Transactional Outbox Architecture

Two tables, one transaction. The magic happens in that atomic write.

Step 1: The upload handler - write everything atomically

When a video gets uploaded, I store both the video metadata and an outbox event in the same database transaction:

async function handleVideoUpload(videoFile) {
  const result = await db.transaction(async (tx) => {
    // 1. Insert video metadata
    const [video] = await tx.insert(videos).values({
      filename: videoFile.name,
      size: videoFile.size,
      status: 'uploaded',
      uploadedAt: new Date()
    });
 
    // 2. Insert outbox event (ATOMICALLY in same transaction)
    await tx.insert(outbox).values({
      uploadId: video.uploadId,
      eventType: 'video.uploaded',
      payload: { videoId: video.id, filename: video.filename },
      status: 'pending',
      createdAt: new Date()
    });
 
    return video;
  });
 
  return result;
}

Both inserts happen together or not at all. If my database is happy, I know both records are there. If something fails, nothing gets written. No more orphaned records.

Step 2: The sweeper - your reliable background worker

Now I need something to actually read from the outbox and publish to the queue. Enter the "sweeper" - a background service that polls the outbox table and processes pending events:

async function processOutbox() {
  await db.transaction(async (tx) => {
    // 1. Lock and fetch pending rows (prevents double-processing)
    const pendingEvents = await tx
      .select()
      .from(outbox)
      .where(eq(outbox.status, 'pending'))
      .limit(10)
      .forUpdate()
      .skipLocked(); // This is the magic sauce
 
    if (pendingEvents.length === 0) return;
 
    // 2. Mark as processing
    await tx.update(outbox)
      .set({ status: 'processing' })
      .where(inArray(outbox.id, pendingEvents.map(e => e.id)));
 
    // 3. Publish to queue
    const jobs = await Promise.all(
      pendingEvents.map(event => 
        videoQueue.add('transcode', event.payload)
      )
    );
 
    // 4. Update with job IDs and mark as sent
    for (let i = 0; i < pendingEvents.length; i++) {
      await tx.update(outbox)
        .set({ 
          status: 'sent',
          jobId: jobs[i].id,
          processedAt: new Date()
        })
        .where(eq(outbox.id, pendingEvents[i].id));
    }
  });
}
 
// Run this every few seconds
setInterval(processOutbox, 2000);

The FOR UPDATE SKIP LOCKED part is crucial - it lets multiple sweeper instances run without stepping on each other's toes. Each sweeper grabs a batch of rows, locks them, and processes them independently.

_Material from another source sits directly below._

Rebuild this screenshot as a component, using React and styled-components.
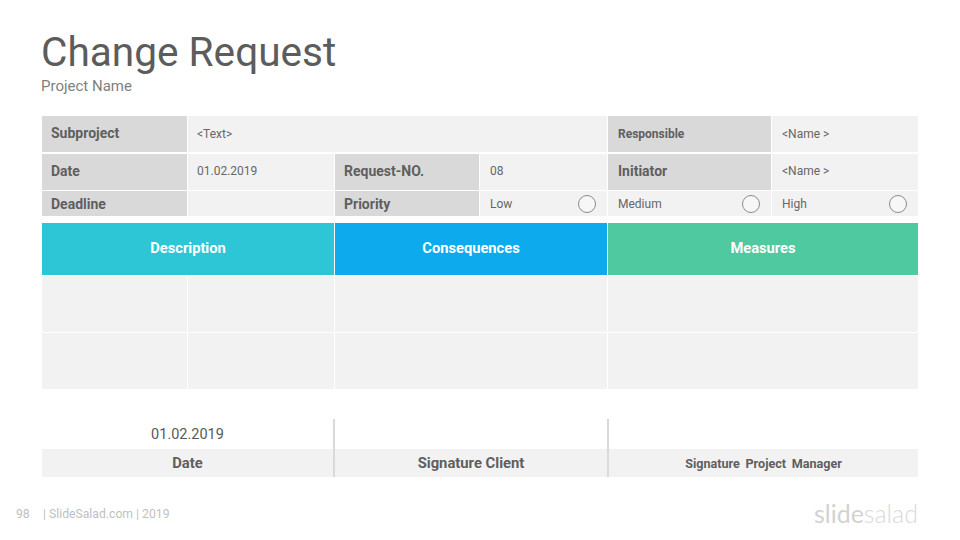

Step 3: The transcoder does its thing

The transcoder worker just consumes jobs from the queue like normal:

const worker = createVideoWorker(async (job) => {
  const { videoId } = job.data;
  
  // 1. Download video from S3
  // 2. Transcode to HLS (360p, 480p, 720p, 1080p)  
  // 3. Upload HLS files back to S3
  // 4. Update video status to 'completed'
  
  await db.update(videos)
    .set({ status: 'completed' })
    .where(eq(videos.id, videoId));
});

Clean separation of concerns. The transcoder doesn't need to know about outbox patterns or reliability concerns.

Why this actually works (and why I love it)

Consistency: Your database and queue can never get out of sync because the database is the source of truth.

Reliability: If your queue is down, events just pile up in the outbox. When it comes back, the sweeper catches up.

Scalability: You can run multiple sweepers. The SKIP LOCKED ensures they don't conflict.

Observability: Your outbox table is an audit trail. You can see exactly what events were published when.

Retry safety: If a job fails, you can reprocess it from the outbox without duplicating database writes.

The trade-offs (because nothing is free)

Eventual consistency: There's a delay between writing to the outbox and publishing the event. Usually seconds, but still not immediate.

Extra complexity: You need that sweeper service running. More moving parts.

Database overhead: Every business operation writes to two tables instead of one.

Cleanup: You'll want to periodically clean up old outbox records (or archive them).

For my video transcoding system, these trade-offs are totally worth it. Videos don't need to start processing instantly - a few seconds delay is fine. But losing a video upload because of a queue hiccup? That's not acceptable.

When to use this pattern

The outbox pattern shines when you need:

Reliable event publishing alongside database writes
At-least-once delivery guarantees
Audit trails of what events were published
The ability to replay events from a specific point in time

It's overkill for simple CRUD apps, but once you're dealing with distributed systems, background jobs, or event-driven architectures, it becomes incredibly valuable.

I've used variations of this in inventory management (stock updates + reorder alerts), and now video processing. It's one of those patterns that, once you understand it, you start seeing use cases everywhere.

The best part? It's not some fancy new tech just good old-fashioned database transactions doing what they do best, keeping related data consistent.